One of the reasons behind Twitter's new policy is to be more open with users, the company told CNBC, but experts say the change also benefits the company financially.

"It's no secret that they're struggling," said Jordan Cohen, CMO of Fluent, a data-driven marketing firm. Twitter's ad revenue was $473.8 million in the first quarter of 2017, the company said in filings. That's down 11 percent from the previous year.

Worldwide digital ad spending is expected to hit $224 billion in 2017, according to research firm eMarketer. Facebook and Google will take in about half of that, and Twitter is likely to get just $2.3 billion, about 1 percent. Twitter, and its investors, are anxious to increase that share, according to the Associated Press.

At the time time, Twitter's daily active users in the first quarter were up 14 percent over the previous year. In a May 26 research note, analysts from BTIG said it would take a few quarters for the surge in users and engagement to translate into advertising dollars.

Bigger isn't smarter

If you look through your account's privacy settings, you'll likely notice that the "interests from Twitter" section is pretty accurate. That's based largely on your Twitter usage, and is often correct, according to CNBC's analysis.

Then there's the "interests from partners" section, where Twitter shows you what it's partners — companies like Datalogix, Acxiom and Epsilon — have gathered about you based on those other behaviors. Using that data, users are sorted into groups, or "audiences," for advertisers.

It's important to note too that Twitter isn't the only company that categorizes users like that: Both Facebook and Google also allow users to see what categories they use to target them with ads.

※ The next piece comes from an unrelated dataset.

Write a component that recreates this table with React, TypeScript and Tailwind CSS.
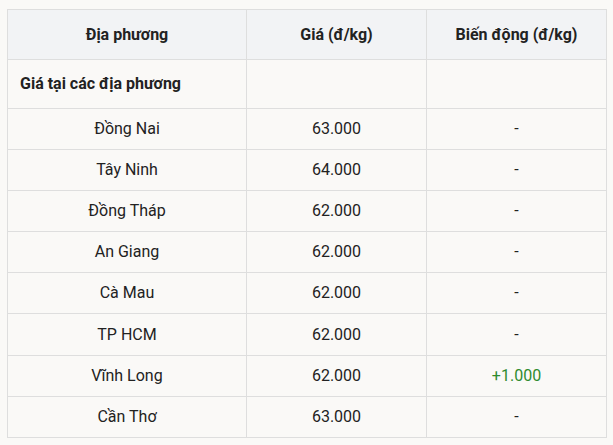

The trouble for advertisers is that's often inaccurate, as CNBC's informal study showed. Although Twitter's representative declined to comment on the errors in the "interests from partners" section, marketers have questioned the quality of third-party data for years.

An experiment from 2014 by media-buying agency Mediasmith showed that many data-targeting tools were "useless," according to the Wall Street Journal. And even with expanded data availability and increasingly sophisticated ways to slice that data, it hasn't gotten much better, some experts say.

"Bigger data isn't necessarily smarter data," Cohen said. "There's been a deluge of big data and most marketers are drowning in it."